Native Michiganders Rosie Quasarano and Alex Burbo built upon more than a decade of coffee industry experience when founding their own wholesale coffee company, Littlefoot Coffee Roasters, in Chicago in 2017. Now having come home to their beloved Great Lakes State, they’ve taken Littlefoot along with them, relocating the enterprise into a brand new roasting facility and warehouse in the Grand Rapids suburb of Grandville.

The new facility features a 2,000-square-foot main floor with two mezzanine areas that rise above it, allowing for plenty of room for production to spread out around the company’s mid-90’s Probat L5 roaster that the company said might soon be joined by a four barrel Joper sample roaster.

Littlefoot Coffee Roasters Grand Rapids

Quasarano told Daily Coffee News that while the wholesale-focused company will not offer brewed coffee service to the public on-site, though visitors are welcome to buy whole beans at the roastery, where there will also be tours, tastings and educational events.

“Education is a major focus for us,” said Quasarano. “We want to create a welcoming space where anyone can come in and learn something new about coffee, from industry people to the daily drinker. There’s a whole other side to coffee, and we’d love people to come along on the adventure.”

Littlefoot’s greens so far have been sourced through a mixture of import companies large and small, such as Olam and Cafe Imports on the larger side, and Peru-focused Origin Coffee Lab and Costa Rica-focused Cafe Con Amor on the smaller side. On the Probat, Burbo tends to keep profiles on the medium and lighter end of the spectrum, aiming to balance sweetness with body and the natural flavors indicative of each coffee’s origin.

Alex Burbo Probat

Alex Burbo at the helm of Littlefoot Coffee Roasters’ Probat L5.
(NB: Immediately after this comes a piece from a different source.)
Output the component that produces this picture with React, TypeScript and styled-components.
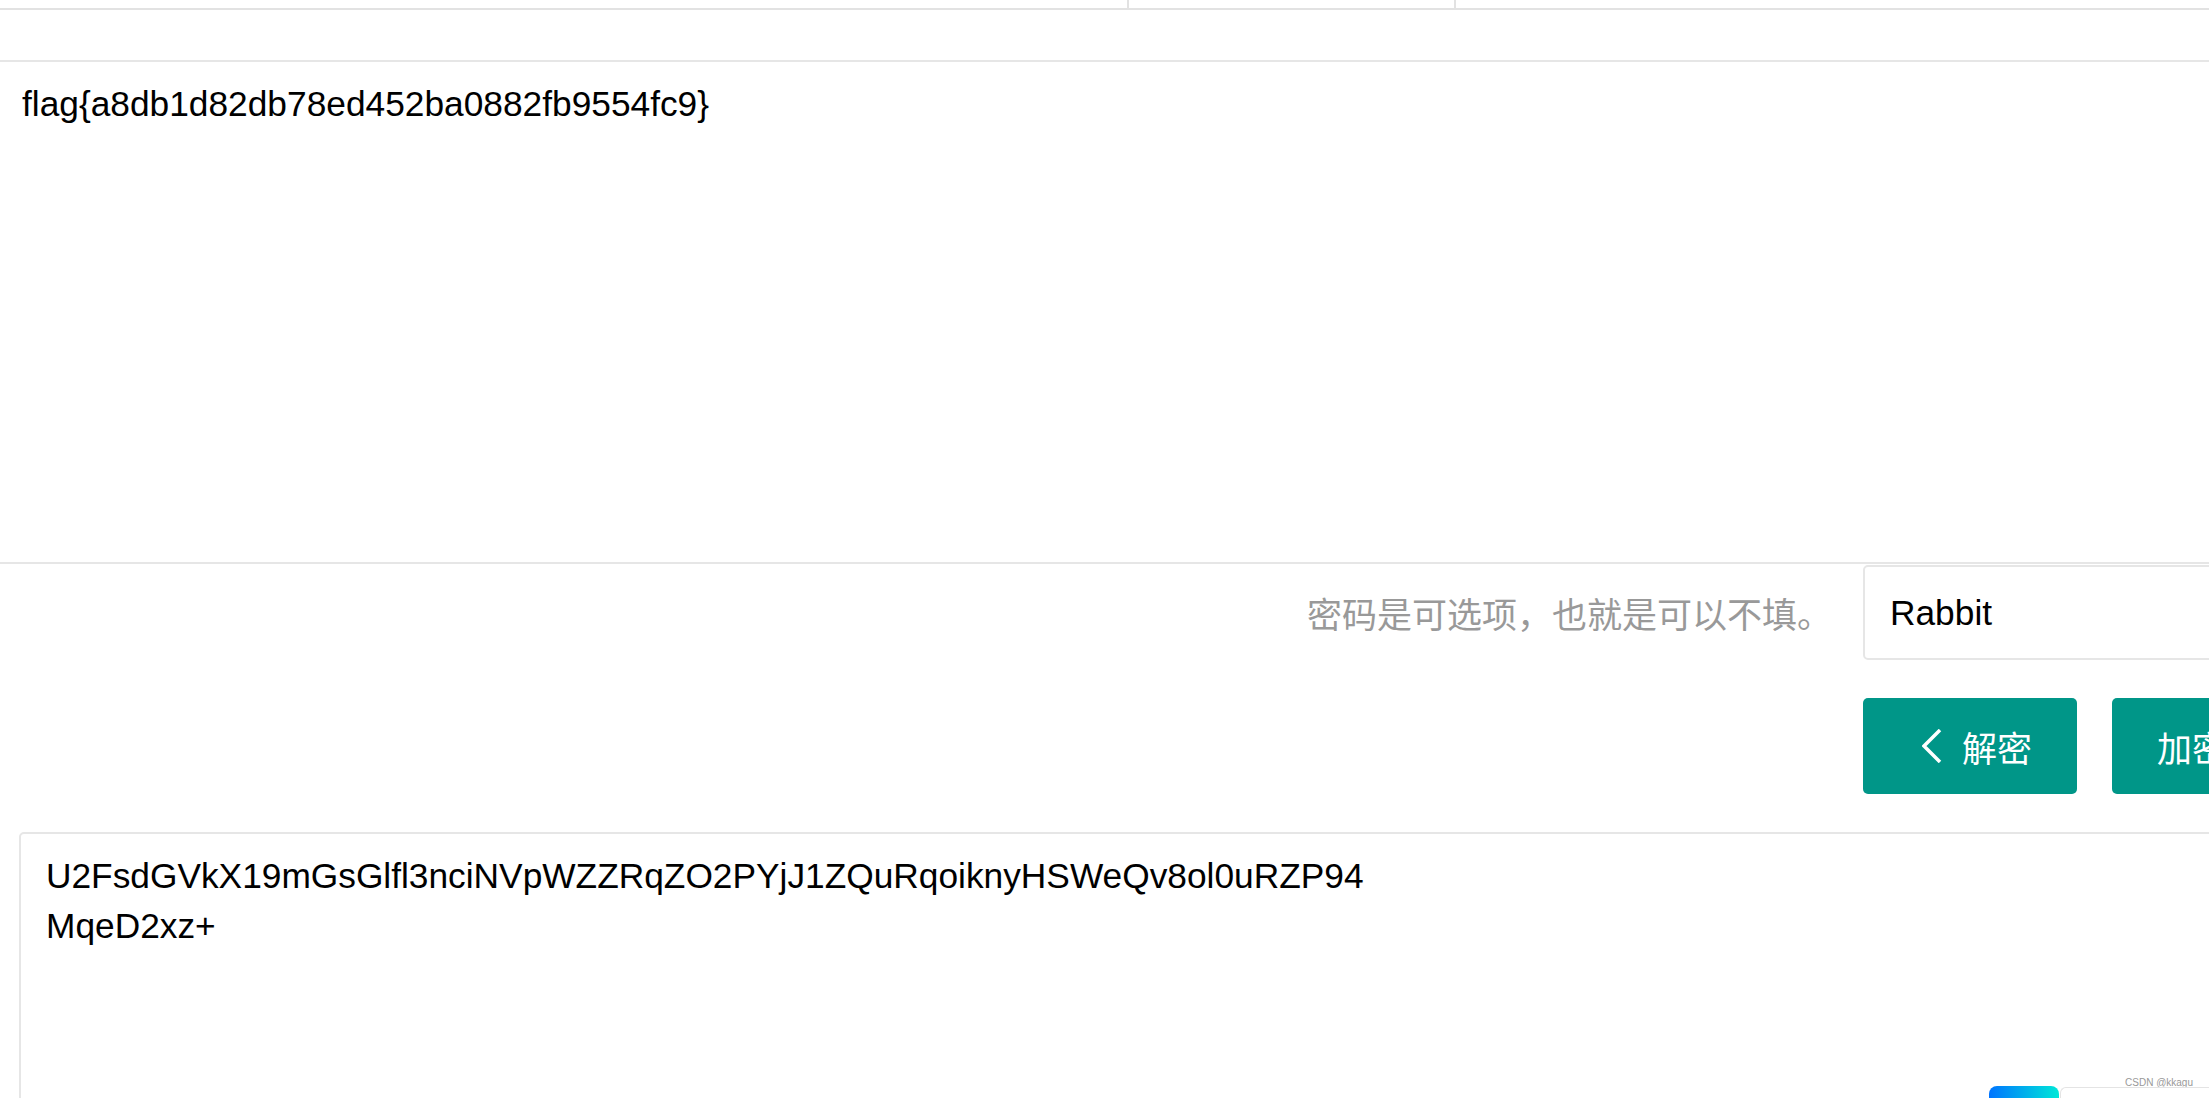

Burbo began his roasting career at Intelligentsia Coffee, working under Xavier Alexander, who went on to become co-owner of Metric Coffee. When Burbo also moved on to serve as Metric’s head roaster, he was able to use Metric equipment and leverage the relationships he’d forged under that brand to get Littlefoot started on the side, according to Quasarano.
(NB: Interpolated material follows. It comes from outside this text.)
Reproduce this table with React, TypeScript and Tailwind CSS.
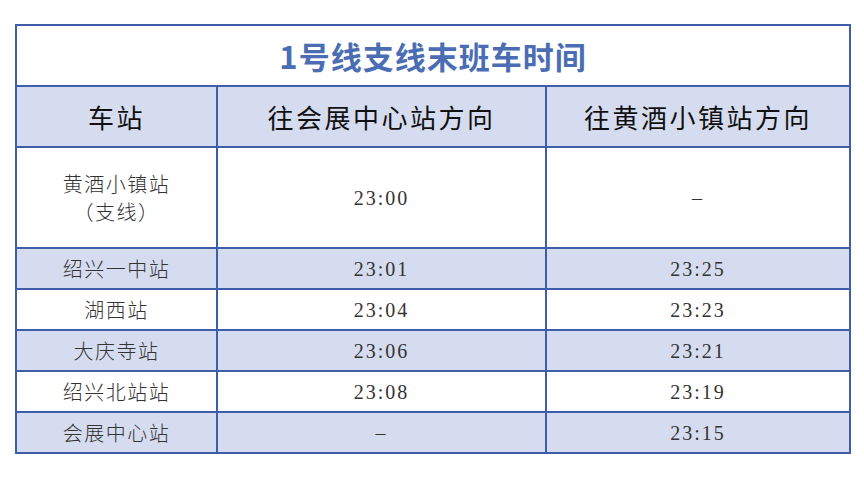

Today Burbo remains careful never to assume that any handful of coffee beans, each with its own unique makeup of acids, sugars, fats, density and water, will ever exhibit exactly the same flavors, no matter how precisely each profile is replicated on the roaster.

“I approach each roast with an open mind even if pulled from the same batch of coffee,” said Burbo. “You can trace a line on a profiler, but I don’t believe the flavor outcome will always be the same, even if the numbers line up. I was taught by Kurtis Kearby early in my career. His old-school approach and free-flowing hippy vibe of ‘You’ve got to listen to the beans, man; what do they want?’ has stuck with me. I believe that mentality has served me well over the years.”

coffee roastery

The new Littlefoot Coffee Roasters production facility is located at 3047 Broadway Ave. SW in Grandville.